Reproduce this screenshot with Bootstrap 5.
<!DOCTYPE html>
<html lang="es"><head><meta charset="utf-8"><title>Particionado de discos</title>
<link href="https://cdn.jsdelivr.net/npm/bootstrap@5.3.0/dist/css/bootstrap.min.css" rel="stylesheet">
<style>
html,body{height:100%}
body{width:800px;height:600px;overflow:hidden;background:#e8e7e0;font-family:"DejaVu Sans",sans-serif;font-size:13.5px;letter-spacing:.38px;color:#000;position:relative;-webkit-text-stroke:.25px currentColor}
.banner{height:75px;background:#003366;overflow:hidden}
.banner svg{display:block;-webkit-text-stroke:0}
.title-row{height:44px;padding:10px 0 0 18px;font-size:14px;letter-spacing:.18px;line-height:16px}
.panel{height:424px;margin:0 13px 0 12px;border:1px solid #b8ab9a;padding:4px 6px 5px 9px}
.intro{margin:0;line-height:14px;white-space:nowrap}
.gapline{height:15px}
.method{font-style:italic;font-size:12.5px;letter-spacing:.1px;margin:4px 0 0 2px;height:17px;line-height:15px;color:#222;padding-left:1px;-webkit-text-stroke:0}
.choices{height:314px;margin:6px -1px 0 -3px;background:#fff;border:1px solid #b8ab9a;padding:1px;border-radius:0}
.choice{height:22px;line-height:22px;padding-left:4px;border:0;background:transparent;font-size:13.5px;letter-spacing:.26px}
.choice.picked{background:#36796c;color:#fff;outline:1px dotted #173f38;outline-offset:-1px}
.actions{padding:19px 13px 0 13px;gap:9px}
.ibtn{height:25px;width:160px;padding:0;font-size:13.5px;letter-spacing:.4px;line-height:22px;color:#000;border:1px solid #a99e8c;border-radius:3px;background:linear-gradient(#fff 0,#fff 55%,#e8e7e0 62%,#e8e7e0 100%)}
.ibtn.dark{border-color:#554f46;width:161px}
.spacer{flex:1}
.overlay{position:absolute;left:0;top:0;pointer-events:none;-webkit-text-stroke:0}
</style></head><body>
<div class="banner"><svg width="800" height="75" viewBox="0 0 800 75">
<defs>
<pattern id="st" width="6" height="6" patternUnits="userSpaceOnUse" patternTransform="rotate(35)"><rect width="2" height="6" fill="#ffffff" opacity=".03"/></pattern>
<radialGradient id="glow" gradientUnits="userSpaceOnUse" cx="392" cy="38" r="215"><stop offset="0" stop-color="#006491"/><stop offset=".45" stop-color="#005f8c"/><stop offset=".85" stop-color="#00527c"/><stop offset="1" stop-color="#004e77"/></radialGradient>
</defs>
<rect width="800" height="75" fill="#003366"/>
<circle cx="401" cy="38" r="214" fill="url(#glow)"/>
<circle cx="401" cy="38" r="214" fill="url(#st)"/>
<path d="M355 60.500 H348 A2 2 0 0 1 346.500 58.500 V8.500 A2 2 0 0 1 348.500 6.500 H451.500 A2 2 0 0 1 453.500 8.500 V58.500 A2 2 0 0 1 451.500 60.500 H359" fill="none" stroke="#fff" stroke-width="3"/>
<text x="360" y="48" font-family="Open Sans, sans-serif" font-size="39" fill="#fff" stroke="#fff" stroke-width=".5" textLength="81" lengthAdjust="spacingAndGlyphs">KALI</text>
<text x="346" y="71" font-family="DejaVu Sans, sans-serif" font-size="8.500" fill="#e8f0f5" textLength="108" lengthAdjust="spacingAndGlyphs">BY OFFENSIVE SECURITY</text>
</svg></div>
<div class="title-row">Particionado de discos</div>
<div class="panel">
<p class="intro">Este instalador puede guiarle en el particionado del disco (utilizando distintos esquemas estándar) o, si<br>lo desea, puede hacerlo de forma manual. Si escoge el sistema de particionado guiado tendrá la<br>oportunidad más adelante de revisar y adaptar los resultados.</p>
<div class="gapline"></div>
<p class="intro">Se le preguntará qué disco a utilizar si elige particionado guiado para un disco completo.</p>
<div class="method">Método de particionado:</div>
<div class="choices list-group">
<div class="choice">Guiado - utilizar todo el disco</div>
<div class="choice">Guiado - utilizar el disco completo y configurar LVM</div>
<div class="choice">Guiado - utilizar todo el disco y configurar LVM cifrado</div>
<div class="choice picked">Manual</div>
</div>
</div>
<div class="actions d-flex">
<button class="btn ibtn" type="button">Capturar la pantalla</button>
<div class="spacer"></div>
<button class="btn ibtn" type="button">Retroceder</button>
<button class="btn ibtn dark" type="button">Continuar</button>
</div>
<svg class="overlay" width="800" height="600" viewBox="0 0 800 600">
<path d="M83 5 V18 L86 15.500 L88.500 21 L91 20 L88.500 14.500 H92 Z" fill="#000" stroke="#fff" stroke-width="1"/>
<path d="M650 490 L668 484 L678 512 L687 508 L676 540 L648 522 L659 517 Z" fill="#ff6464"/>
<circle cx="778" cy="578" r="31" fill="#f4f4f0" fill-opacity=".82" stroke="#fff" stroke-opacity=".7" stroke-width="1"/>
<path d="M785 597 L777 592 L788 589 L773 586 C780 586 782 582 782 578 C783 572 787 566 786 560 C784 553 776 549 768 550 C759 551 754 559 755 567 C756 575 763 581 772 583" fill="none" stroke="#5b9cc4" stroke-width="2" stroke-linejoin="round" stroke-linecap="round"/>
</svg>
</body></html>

Stated task
Each line above must be reproduced exactly as it stands.

Task answer
Reproduce this screenshot with Bootstrap 5.
<!DOCTYPE html>
<html lang="es"><head><meta charset="utf-8"><title>Particionado de discos</title>
<link href="https://cdn.jsdelivr.net/npm/bootstrap@5.3.0/dist/css/bootstrap.min.css" rel="stylesheet">
<style>
html,body{height:100%}
body{width:800px;height:600px;overflow:hidden;background:#e8e7e0;font-family:"DejaVu Sans",sans-serif;font-size:13.5px;letter-spacing:.38px;color:#000;position:relative;-webkit-text-stroke:.25px currentColor}
.banner{height:75px;background:#003366;overflow:hidden}
.banner svg{display:block;-webkit-text-stroke:0}
.title-row{height:44px;padding:10px 0 0 18px;font-size:14px;letter-spacing:.18px;line-height:16px}
.panel{height:424px;margin:0 13px 0 12px;border:1px solid #b8ab9a;padding:4px 6px 5px 9px}
.intro{margin:0;line-height:14px;white-space:nowrap}
.gapline{height:15px}
.method{font-style:italic;font-size:12.5px;letter-spacing:.1px;margin:4px 0 0 2px;height:17px;line-height:15px;color:#222;padding-left:1px;-webkit-text-stroke:0}
.choices{height:314px;margin:6px -1px 0 -3px;background:#fff;border:1px solid #b8ab9a;padding:1px;border-radius:0}
.choice{height:22px;line-height:22px;padding-left:4px;border:0;background:transparent;font-size:13.5px;letter-spacing:.26px}
.choice.picked{background:#36796c;color:#fff;outline:1px dotted #173f38;outline-offset:-1px}
.actions{padding:19px 13px 0 13px;gap:9px}
.ibtn{height:25px;width:160px;padding:0;font-size:13.5px;letter-spacing:.4px;line-height:22px;color:#000;border:1px solid #a99e8c;border-radius:3px;background:linear-gradient(#fff 0,#fff 55%,#e8e7e0 62%,#e8e7e0 100%)}
.ibtn.dark{border-color:#554f46;width:161px}
.spacer{flex:1}
.overlay{position:absolute;left:0;top:0;pointer-events:none;-webkit-text-stroke:0}
</style></head><body>
<div class="banner"><svg width="800" height="75" viewBox="0 0 800 75">
<defs>
<pattern id="st" width="6" height="6" patternUnits="userSpaceOnUse" patternTransform="rotate(35)"><rect width="2" height="6" fill="#ffffff" opacity=".03"/></pattern>
<radialGradient id="glow" gradientUnits="userSpaceOnUse" cx="392" cy="38" r="215"><stop offset="0" stop-color="#006491"/><stop offset=".45" stop-color="#005f8c"/><stop offset=".85" stop-color="#00527c"/><stop offset="1" stop-color="#004e77"/></radialGradient>
</defs>
<rect width="800" height="75" fill="#003366"/>
<circle cx="401" cy="38" r="214" fill="url(#glow)"/>
<circle cx="401" cy="38" r="214" fill="url(#st)"/>
<path d="M355 60.500 H348 A2 2 0 0 1 346.500 58.500 V8.500 A2 2 0 0 1 348.500 6.500 H451.500 A2 2 0 0 1 453.500 8.500 V58.500 A2 2 0 0 1 451.500 60.500 H359" fill="none" stroke="#fff" stroke-width="3"/>
<text x="360" y="48" font-family="Open Sans, sans-serif" font-size="39" fill="#fff" stroke="#fff" stroke-width=".5" textLength="81" lengthAdjust="spacingAndGlyphs">KALI</text>
<text x="346" y="71" font-family="DejaVu Sans, sans-serif" font-size="8.500" fill="#e8f0f5" textLength="108" lengthAdjust="spacingAndGlyphs">BY OFFENSIVE SECURITY</text>
</svg></div>
<div class="title-row">Particionado de discos</div>
<div class="panel">
<p class="intro">Este instalador puede guiarle en el particionado del disco (utilizando distintos esquemas estándar) o, si<br>lo desea, puede hacerlo de forma manual. Si escoge el sistema de particionado guiado tendrá la<br>oportunidad más adelante de revisar y adaptar los resultados.</p>
<div class="gapline"></div>
<p class="intro">Se le preguntará qué disco a utilizar si elige particionado guiado para un disco completo.</p>
<div class="method">Método de particionado:</div>
<div class="choices list-group">
<div class="choice">Guiado - utilizar todo el disco</div>
<div class="choice">Guiado - utilizar el disco completo y configurar LVM</div>
<div class="choice">Guiado - utilizar todo el disco y configurar LVM cifrado</div>
<div class="choice picked">Manual</div>
</div>
</div>
<div class="actions d-flex">
<button class="btn ibtn" type="button">Capturar la pantalla</button>
<div class="spacer"></div>
<button class="btn ibtn" type="button">Retroceder</button>
<button class="btn ibtn dark" type="button">Continuar</button>
</div>
<svg class="overlay" width="800" height="600" viewBox="0 0 800 600">
<path d="M83 5 V18 L86 15.500 L88.500 21 L91 20 L88.500 14.500 H92 Z" fill="#000" stroke="#fff" stroke-width="1"/>
<path d="M650 490 L668 484 L678 512 L687 508 L676 540 L648 522 L659 517 Z" fill="#ff6464"/>
<circle cx="778" cy="578" r="31" fill="#f4f4f0" fill-opacity=".82" stroke="#fff" stroke-opacity=".7" stroke-width="1"/>
<path d="M785 597 L777 592 L788 589 L773 586 C780 586 782 582 782 578 C783 572 787 566 786 560 C784 553 776 549 768 550 C759 551 754 559 755 567 C756 575 763 581 772 583" fill="none" stroke="#5b9cc4" stroke-width="2" stroke-linejoin="round" stroke-linecap="round"/>
</svg>
</body></html>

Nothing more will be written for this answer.